Corvette Summer est difficile à comprendre et à expliquer. Après un retour aux sources honnête et efficace, le groupe décide de nous servir un morceau de classic rock avec de la cloche à vache générique et insipide à la Bon Jovi. Pourquoi Billie? Tu étais si bien parti. Sans tomber aussi bas, Suzie Chapstick ne vole pas bien haut non plus et ses ba ba ba répétitifs ne marqueront pas beaucoup les esprits.

On a un petit regain d’intérêt pour Strange Days Are Hero to Stay qui rappelle les belles heures d’American Idiot. Autant au niveau de la construction de la pièce que des paroles, cette piste a le potentiel de devenir une des préférés des fans un peu à la Letterbomb.

Strange days are here to stay
Ever since Bowie died, it hasn’t been the same
All the madmen going mental
Grandma’s on the fentanyl now
Strange days are here to stay

Strange Days Are Hero to Stay

Living in the ’20s est dans la même veine avec sa critique de la société, mais sera rapidement datée et sûrement laissée de côté dans les prochaines années. C’est le problème de référencer des éléments trop actuels comme les murder hornets ou les feux de forêt dans le Colorado, ça fait 3 ans et ça commence déjà à quitter nos mémoires. Father to a Son arrive ensuite avec une approche complètement inversée. Pour certains, ce sera le Good Riddance ou le Wake me Up When September Ends du projet. C’est-à-dire une ballade personnelle sur fond de guitares acoustiques qui émeut. L’avenir dira si la chanson deviendra un aussi gros classique, mais laissez nous en douter.

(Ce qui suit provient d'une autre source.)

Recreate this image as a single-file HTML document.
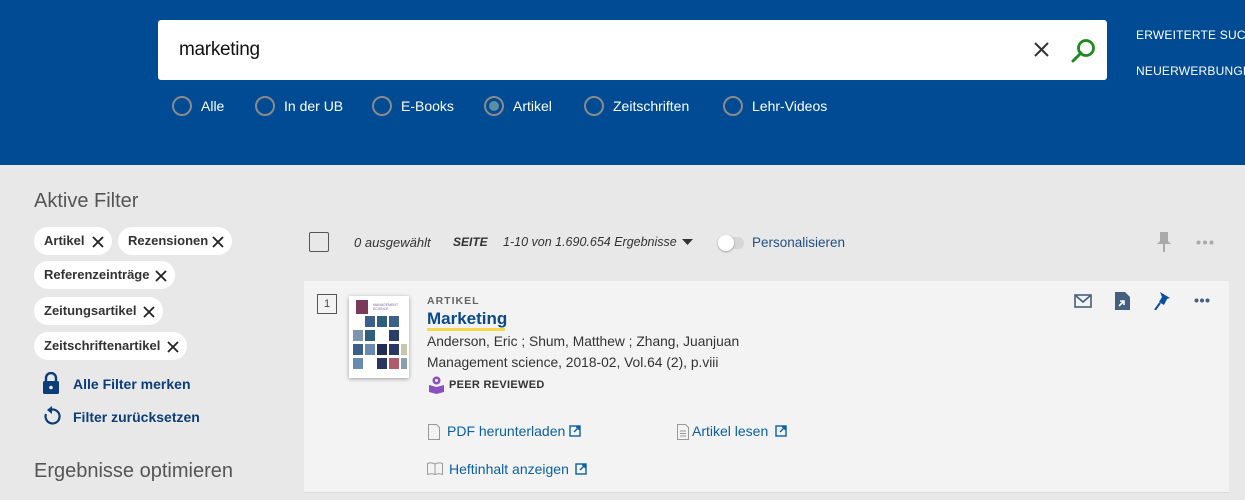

Encore une fois, on se dit que ça pourrait arrêter ici. Il y a 2-3 chansons vraiment épouvantables, mais l’ensemble reste assez mémorable. Avait-on réellement besoin de Saviors et Fancy Sauce, Billie? Les deux chansons les plus oubliables de l’album le terminent et nous laissent sur un goût assez amer. La trilogie l’avait prouvé, Green Day a une légère tendance à privilégier la quantité à la qualité en ne sachant pas quoi couper et ça nuit à l’impact de leurs offrandes.

Bref, Saviors est probablement le meilleur disque de la formation depuis 21st Century Breakdown. Cela dit, on reste malheureusement sur notre faim.